INFORMATION PROVIDED —
⁂

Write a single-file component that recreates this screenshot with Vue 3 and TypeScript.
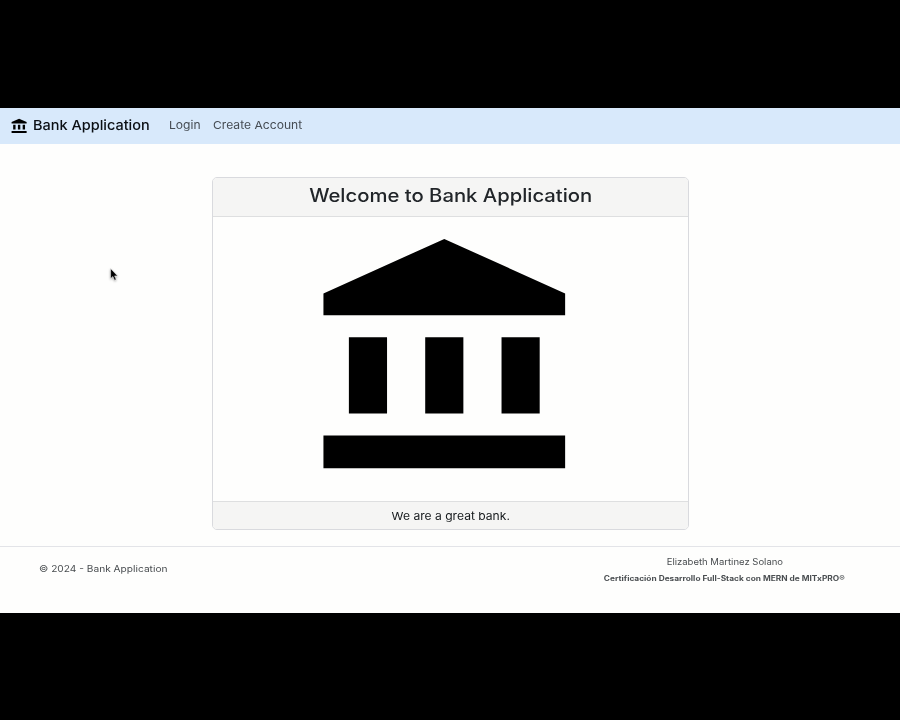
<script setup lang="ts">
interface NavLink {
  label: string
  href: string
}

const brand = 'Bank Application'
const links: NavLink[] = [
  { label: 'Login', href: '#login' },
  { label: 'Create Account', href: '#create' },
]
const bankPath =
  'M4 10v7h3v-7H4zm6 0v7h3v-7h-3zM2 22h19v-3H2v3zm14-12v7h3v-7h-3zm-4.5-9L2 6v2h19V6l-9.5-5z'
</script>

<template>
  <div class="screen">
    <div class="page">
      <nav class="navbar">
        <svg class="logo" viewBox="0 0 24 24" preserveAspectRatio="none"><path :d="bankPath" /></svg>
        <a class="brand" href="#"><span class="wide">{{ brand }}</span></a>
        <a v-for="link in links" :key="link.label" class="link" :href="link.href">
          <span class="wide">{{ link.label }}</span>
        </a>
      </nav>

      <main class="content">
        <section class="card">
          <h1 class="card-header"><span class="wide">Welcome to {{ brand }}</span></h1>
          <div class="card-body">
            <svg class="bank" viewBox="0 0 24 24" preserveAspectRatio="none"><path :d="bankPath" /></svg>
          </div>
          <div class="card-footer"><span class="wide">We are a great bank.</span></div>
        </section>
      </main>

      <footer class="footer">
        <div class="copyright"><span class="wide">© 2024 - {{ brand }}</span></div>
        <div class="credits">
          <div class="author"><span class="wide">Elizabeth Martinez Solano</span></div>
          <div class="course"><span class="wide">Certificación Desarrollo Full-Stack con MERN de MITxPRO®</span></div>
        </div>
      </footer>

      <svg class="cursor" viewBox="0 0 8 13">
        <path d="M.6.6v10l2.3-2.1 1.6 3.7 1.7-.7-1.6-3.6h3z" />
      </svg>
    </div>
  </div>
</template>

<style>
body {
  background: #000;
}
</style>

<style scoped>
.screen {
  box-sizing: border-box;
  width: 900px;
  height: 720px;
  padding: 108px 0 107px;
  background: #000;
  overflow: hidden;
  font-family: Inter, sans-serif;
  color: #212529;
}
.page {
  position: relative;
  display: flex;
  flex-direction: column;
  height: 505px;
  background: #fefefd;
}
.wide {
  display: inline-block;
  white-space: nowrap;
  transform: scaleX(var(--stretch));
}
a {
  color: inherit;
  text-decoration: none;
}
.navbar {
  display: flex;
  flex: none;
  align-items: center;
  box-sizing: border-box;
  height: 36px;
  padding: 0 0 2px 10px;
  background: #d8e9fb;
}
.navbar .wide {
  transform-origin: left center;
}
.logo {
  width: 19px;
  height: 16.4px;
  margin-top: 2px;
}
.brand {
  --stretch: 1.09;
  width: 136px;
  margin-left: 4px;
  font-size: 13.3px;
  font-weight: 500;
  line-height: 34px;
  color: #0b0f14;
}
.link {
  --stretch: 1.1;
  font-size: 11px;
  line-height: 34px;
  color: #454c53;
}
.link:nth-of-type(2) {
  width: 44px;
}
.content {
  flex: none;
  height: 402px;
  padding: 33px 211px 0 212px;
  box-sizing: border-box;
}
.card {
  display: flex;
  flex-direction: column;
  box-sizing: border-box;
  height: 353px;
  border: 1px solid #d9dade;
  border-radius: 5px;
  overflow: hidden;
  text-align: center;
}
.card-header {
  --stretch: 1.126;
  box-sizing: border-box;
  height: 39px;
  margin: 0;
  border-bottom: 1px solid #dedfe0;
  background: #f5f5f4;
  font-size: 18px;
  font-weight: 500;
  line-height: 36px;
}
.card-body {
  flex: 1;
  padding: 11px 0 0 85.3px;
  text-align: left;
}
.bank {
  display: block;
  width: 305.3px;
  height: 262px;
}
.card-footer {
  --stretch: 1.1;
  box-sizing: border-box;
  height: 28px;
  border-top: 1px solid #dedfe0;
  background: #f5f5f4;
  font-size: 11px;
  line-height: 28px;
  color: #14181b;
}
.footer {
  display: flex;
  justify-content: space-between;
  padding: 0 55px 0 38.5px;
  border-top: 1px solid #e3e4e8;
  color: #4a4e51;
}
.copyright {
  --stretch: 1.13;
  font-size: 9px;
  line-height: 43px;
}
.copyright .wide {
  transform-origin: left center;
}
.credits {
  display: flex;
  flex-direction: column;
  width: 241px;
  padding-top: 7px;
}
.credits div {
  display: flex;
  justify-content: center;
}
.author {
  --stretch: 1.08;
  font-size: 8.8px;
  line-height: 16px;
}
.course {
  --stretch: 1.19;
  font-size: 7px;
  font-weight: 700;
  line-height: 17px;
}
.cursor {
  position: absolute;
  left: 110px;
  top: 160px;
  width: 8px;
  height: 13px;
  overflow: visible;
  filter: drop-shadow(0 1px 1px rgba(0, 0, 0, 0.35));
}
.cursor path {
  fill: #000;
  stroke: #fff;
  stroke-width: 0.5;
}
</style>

⁂

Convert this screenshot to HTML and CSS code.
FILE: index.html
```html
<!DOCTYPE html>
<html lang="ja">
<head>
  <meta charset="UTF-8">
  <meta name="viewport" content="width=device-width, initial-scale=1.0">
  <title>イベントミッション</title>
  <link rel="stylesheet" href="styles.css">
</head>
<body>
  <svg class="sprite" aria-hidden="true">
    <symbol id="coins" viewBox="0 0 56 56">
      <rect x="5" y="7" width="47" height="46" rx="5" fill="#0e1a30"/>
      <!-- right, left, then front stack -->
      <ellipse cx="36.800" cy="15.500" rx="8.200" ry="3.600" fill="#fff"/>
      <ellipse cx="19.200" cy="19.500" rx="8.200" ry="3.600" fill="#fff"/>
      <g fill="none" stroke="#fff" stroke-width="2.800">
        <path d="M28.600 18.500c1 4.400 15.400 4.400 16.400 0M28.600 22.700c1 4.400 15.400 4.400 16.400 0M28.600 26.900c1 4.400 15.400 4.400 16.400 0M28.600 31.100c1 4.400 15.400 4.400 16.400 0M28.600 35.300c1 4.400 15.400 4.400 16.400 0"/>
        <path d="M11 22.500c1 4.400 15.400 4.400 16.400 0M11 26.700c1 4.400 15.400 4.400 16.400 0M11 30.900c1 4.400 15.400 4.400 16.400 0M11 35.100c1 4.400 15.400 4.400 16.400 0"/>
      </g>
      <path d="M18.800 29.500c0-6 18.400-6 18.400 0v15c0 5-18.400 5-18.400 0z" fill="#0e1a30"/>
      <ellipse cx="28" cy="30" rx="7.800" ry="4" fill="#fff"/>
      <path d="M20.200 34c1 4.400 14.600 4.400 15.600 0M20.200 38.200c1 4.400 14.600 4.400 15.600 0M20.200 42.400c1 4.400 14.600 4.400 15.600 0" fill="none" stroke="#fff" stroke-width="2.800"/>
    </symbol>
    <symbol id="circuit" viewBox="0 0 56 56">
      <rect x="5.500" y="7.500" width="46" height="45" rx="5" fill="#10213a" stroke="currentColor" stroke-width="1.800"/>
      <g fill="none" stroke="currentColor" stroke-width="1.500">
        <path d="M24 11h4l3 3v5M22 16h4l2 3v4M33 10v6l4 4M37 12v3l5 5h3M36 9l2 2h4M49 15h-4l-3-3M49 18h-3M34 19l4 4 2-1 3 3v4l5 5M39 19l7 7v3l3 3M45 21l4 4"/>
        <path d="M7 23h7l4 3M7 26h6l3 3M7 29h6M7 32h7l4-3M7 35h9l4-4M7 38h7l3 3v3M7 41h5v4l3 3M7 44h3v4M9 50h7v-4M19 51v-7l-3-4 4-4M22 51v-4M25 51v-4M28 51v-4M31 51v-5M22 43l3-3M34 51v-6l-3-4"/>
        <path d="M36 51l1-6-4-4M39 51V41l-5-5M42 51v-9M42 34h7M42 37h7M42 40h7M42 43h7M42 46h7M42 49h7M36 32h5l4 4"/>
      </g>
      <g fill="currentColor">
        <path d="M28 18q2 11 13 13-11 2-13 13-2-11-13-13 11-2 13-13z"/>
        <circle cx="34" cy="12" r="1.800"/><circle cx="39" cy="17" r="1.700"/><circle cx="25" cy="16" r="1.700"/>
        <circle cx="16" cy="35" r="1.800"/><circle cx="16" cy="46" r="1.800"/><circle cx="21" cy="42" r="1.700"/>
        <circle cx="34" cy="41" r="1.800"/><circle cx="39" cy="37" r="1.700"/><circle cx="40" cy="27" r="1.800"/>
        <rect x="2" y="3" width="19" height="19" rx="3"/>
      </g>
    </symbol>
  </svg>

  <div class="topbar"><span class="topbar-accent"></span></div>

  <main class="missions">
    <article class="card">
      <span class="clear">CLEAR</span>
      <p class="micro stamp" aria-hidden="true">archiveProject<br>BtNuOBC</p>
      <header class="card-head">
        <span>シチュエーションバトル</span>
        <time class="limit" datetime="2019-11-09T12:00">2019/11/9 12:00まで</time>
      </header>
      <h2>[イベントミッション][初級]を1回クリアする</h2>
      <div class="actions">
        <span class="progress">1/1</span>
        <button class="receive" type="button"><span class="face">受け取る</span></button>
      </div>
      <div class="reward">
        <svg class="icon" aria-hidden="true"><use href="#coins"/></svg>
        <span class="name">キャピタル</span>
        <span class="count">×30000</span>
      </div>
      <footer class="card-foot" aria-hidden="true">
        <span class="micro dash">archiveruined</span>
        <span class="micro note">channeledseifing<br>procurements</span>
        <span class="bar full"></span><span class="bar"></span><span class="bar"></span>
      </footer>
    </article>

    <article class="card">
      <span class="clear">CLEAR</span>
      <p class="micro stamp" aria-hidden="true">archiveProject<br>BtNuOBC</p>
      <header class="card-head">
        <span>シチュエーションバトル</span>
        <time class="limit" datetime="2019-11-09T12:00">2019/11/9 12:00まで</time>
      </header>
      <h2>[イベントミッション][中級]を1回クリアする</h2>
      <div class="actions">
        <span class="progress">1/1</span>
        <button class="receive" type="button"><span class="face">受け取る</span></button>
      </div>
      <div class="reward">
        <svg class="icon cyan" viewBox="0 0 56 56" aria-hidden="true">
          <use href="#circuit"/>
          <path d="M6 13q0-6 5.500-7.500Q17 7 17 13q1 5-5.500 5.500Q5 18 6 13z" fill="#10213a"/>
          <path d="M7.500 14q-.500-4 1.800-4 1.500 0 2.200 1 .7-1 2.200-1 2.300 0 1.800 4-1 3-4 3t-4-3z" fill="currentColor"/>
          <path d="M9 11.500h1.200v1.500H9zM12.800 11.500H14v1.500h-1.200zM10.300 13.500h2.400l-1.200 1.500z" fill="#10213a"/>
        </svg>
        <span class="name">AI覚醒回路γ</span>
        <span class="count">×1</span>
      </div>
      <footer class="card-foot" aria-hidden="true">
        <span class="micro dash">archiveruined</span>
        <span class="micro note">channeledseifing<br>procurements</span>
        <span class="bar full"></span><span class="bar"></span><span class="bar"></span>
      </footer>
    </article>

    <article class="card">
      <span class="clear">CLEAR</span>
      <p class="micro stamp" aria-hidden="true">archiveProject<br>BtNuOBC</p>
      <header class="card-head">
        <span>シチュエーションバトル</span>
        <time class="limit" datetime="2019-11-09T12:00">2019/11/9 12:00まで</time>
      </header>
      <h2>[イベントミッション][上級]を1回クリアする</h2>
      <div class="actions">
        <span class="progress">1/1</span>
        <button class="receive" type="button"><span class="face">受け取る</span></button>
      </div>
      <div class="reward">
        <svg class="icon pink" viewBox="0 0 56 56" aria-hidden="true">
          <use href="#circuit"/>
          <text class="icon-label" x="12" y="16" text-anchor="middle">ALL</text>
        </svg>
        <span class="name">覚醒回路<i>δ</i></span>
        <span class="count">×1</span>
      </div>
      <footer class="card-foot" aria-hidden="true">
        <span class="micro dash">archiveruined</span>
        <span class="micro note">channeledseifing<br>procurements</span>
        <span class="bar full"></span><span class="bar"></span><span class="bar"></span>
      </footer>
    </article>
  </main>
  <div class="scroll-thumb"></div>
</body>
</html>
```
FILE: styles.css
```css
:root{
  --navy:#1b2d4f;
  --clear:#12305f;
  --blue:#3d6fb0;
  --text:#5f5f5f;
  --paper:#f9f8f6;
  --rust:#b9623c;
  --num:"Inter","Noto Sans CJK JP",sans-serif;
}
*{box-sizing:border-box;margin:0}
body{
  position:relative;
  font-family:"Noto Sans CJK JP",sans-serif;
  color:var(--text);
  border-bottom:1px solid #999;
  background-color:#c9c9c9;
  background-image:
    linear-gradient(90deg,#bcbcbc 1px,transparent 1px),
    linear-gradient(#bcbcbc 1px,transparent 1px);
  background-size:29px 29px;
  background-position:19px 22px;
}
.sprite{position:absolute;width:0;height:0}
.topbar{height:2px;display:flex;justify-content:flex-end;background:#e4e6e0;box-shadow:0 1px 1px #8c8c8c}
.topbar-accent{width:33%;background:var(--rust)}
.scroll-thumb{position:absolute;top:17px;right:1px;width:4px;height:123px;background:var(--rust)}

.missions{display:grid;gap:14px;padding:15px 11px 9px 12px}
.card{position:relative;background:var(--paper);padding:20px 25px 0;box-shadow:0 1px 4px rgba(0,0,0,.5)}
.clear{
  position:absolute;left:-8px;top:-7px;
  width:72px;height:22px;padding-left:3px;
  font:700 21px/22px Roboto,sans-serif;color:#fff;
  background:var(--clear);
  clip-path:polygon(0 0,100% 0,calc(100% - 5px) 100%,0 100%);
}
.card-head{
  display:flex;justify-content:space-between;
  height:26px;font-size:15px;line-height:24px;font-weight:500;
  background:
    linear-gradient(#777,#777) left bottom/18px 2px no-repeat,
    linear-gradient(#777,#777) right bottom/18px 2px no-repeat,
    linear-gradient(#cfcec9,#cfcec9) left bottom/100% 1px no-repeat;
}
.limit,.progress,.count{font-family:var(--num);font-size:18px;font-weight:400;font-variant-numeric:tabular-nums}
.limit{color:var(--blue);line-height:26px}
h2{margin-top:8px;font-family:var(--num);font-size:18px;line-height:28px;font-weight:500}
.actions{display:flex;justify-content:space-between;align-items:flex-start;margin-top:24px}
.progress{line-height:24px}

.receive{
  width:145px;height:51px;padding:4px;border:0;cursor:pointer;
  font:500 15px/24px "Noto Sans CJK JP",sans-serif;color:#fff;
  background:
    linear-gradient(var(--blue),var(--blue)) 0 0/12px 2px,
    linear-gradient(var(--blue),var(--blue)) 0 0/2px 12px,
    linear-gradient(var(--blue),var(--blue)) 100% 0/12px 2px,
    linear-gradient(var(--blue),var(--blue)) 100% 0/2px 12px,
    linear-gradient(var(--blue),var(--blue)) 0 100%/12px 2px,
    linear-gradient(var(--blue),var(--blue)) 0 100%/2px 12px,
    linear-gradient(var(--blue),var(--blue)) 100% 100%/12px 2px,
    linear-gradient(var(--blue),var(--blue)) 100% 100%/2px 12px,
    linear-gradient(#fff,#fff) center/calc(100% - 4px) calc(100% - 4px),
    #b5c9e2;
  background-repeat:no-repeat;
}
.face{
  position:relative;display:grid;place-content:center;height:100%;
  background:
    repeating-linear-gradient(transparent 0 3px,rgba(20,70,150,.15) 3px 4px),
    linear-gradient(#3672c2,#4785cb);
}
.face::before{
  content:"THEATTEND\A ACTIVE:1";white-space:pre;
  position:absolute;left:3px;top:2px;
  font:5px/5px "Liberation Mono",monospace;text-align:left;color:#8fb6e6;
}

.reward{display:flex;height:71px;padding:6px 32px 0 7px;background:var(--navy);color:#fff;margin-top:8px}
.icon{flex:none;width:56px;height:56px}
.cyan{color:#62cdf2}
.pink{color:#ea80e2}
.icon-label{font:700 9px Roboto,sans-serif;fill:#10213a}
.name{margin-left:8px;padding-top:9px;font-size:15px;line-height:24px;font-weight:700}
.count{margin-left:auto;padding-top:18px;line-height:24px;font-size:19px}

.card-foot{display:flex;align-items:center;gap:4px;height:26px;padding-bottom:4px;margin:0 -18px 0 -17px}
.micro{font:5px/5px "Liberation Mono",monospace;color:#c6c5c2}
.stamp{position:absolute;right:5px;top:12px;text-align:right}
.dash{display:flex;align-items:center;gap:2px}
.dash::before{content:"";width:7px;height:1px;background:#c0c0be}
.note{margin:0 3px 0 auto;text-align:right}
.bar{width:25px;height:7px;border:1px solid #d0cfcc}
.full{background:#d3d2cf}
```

⁂

YOUR INSTRUCTIONS — Return each line where "screenshot" shows up.

THE OUTPUT —
Write a single-file component that recreates this screenshot with Vue 3 and TypeScript.
Convert this screenshot to HTML and CSS code.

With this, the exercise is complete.